Wednesday, November 27, 2019

Mount TBR #41

I read this book for Mount TBR Reading Challenge 2019.

The Debacle – Emile Zola

During the Franco-Prussian war of 1870, two soldiers befriend each other. Jean Macquart is the personification of rural values such as frugality, caution, and cool-headedness. Maurice Levasseur is an intellectual who has been educated enough to be anxious about a coming revolution that will sweep away a corrupt world. The reader follows them through the boredom and horrors of war until the Paris Commune incident affects their friendship that has been forged during their shared ordeal of battle.

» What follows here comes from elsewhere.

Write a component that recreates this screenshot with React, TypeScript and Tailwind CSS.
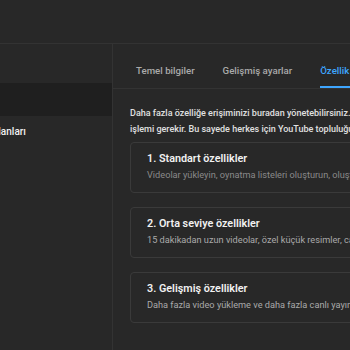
import React from 'react';

const features = [
  {
    title: '1. Standart özellikler',
    text: 'Videolar yükleyin, oynatma listeleri oluşturun, oluşturduğunuz içerikleri yönetin',
    muted: true,
  },
  {
    title: '2. Orta seviye özellikler',
    text: '15 dakikadan uzun videolar, özel küçük resimler, canlı yayınlar ve daha fazlası',
    muted: false,
  },
  {
    title: '3. Gelişmiş özellikler',
    text: 'Daha fazla video yükleme ve daha fazla canlı yayın hakkı, bağlantılar ve daha fazlası',
    muted: false,
  },
];

const tabs = ['Temel bilgiler', 'Gelişmiş ayarlar', 'Özellik uygunluğu'];

function FeatureCard({ title, text, muted }: { title: string; text: string; muted: boolean }) {
  return (
    <div className="h-[51px] rounded-[4px] border border-[#3a3a3a] pl-[16px] pt-[9px]">
      <p className="text-[10.8px] font-semibold leading-[14px] text-[#f1f1f1] whitespace-nowrap">{title}</p>
      <p
        className={
          'mt-[2px] text-[9.2px] leading-[14px] whitespace-nowrap ' +
          (muted ? 'text-[#8a8a8a]' : 'text-[#aaaaaa]')
        }
      >
        {text}
      </p>
    </div>
  );
}

export default function App() {
  return (
    <div
      className="flex h-[350px] w-[350px] flex-col overflow-hidden bg-[#282828]"
      style={{ fontFamily: 'Roboto, "Noto Sans", sans-serif' }}
    >
      <header className="h-[44px] shrink-0 border-b border-[#333333]" />
      <div className="flex flex-1">
        <aside className="w-[113px] shrink-0 border-r border-[#333333]">
          <div className="mt-[39px] h-[33px] bg-[#1f1f1f]" />
          <p className="-ml-[35px] mt-[8px] text-[10px] font-medium leading-[16px] text-[#f1f1f1] whitespace-nowrap">
            Kanal planları
          </p>
        </aside>
        <main className="w-[640px] shrink-0">
          <nav className="flex h-[45px] gap-[28px] border-b border-[#333333] pl-[23px]">
            {tabs.map((t, i) => (
              <div key={t} className="flex flex-col justify-end">
                <span
                  className={
                    'text-[9.7px] font-medium leading-[16px] whitespace-nowrap ' +
                    (i === 2 ? 'text-[#3ea6ff]' : 'text-[#aaaaaa]')
                  }
                >
                  {t}
                </span>
                <div className={'mt-[7px] h-[2px] ' + (i === 2 ? 'bg-[#3ea6ff]' : 'bg-transparent')} />
              </div>
            ))}
          </nav>
          <div className="pl-[17px] pt-[16px]">
            <p className="text-[9px] font-medium leading-[16px] text-[#e0e0e0] whitespace-nowrap">
              Daha fazla özelliğe erişiminizi buradan yönetebilirsiniz. Bazı özellikler için ek doğrulama
            </p>
            <p className="text-[9px] font-medium leading-[16px] text-[#e0e0e0] whitespace-nowrap">
              işlemi gerekir. Bu sayede herkes için YouTube topluluğunu güvende tutmamıza yardımcı olursunuz.
            </p>
            <div className="mt-[5px] flex flex-col gap-[14px]">
              {features.map((f) => (
                <FeatureCard key={f.title} {...f} />
              ))}
            </div>
          </div>
        </main>
      </div>
    </div>
  );
}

But Zola’s intention, I think, was to write an epic about ordinary people and show us an entire nation – its people, their fields and works, the ecology – murdered by idiotic leaders. He juxtaposes scenes of military and civilian life, showing unedited all the sufferings of the human body and nature. He narrates the painful chronicle which will lead to the humiliation of the Battle of Sedan. Our protagonists run for their lives through a wood of despair and death being shelled:

A venerable oak, directly in Maurice's path, had its trunk shattered by a shell, and sank, with the stately grace of a mailed paladin, carrying down all before it, and even as the young man was leaping back the top of a gigantic ash on his left, struck by another shell, came crashing to the ground like some tall cathedral spire. Where could they fly? whither bend their steps? Everywhere the branches were falling; it was as one who should endeavor to fly from some vast edifice menaced with destruction, only to find himself in each room he enters in succession confronted with crumbling walls and ceilings. And when, in order to escape being crushed by the big trees, they took refuge in a thicket of bushes, Jean came near being killed by a projectile, only it fortunately failed to explode. They could no longer make any progress now on account of the dense growth of the shrubbery; the supple branches caught them around the shoulders, the rank, tough grass held them by the ankles, impenetrable walls of brambles rose before them and blocked their way, while all the time the foliage was fluttering down about them, clipped by the gigantic scythe that was mowing down the wood.

In this 1892 story to rank with the greatest war novels, Zola’s stance is that all war, whatever the lofty justifications from canting leaders, will result in the slaughter of the innocent and the destruction of their prosperity. Killing is not only acceptable but admired and required if dehumanized enemies are killed in war. As Seneca said of war, “Deeds that would be punished by loss of life when committed in secret, are praised by us because uniformed generals have carried them out.”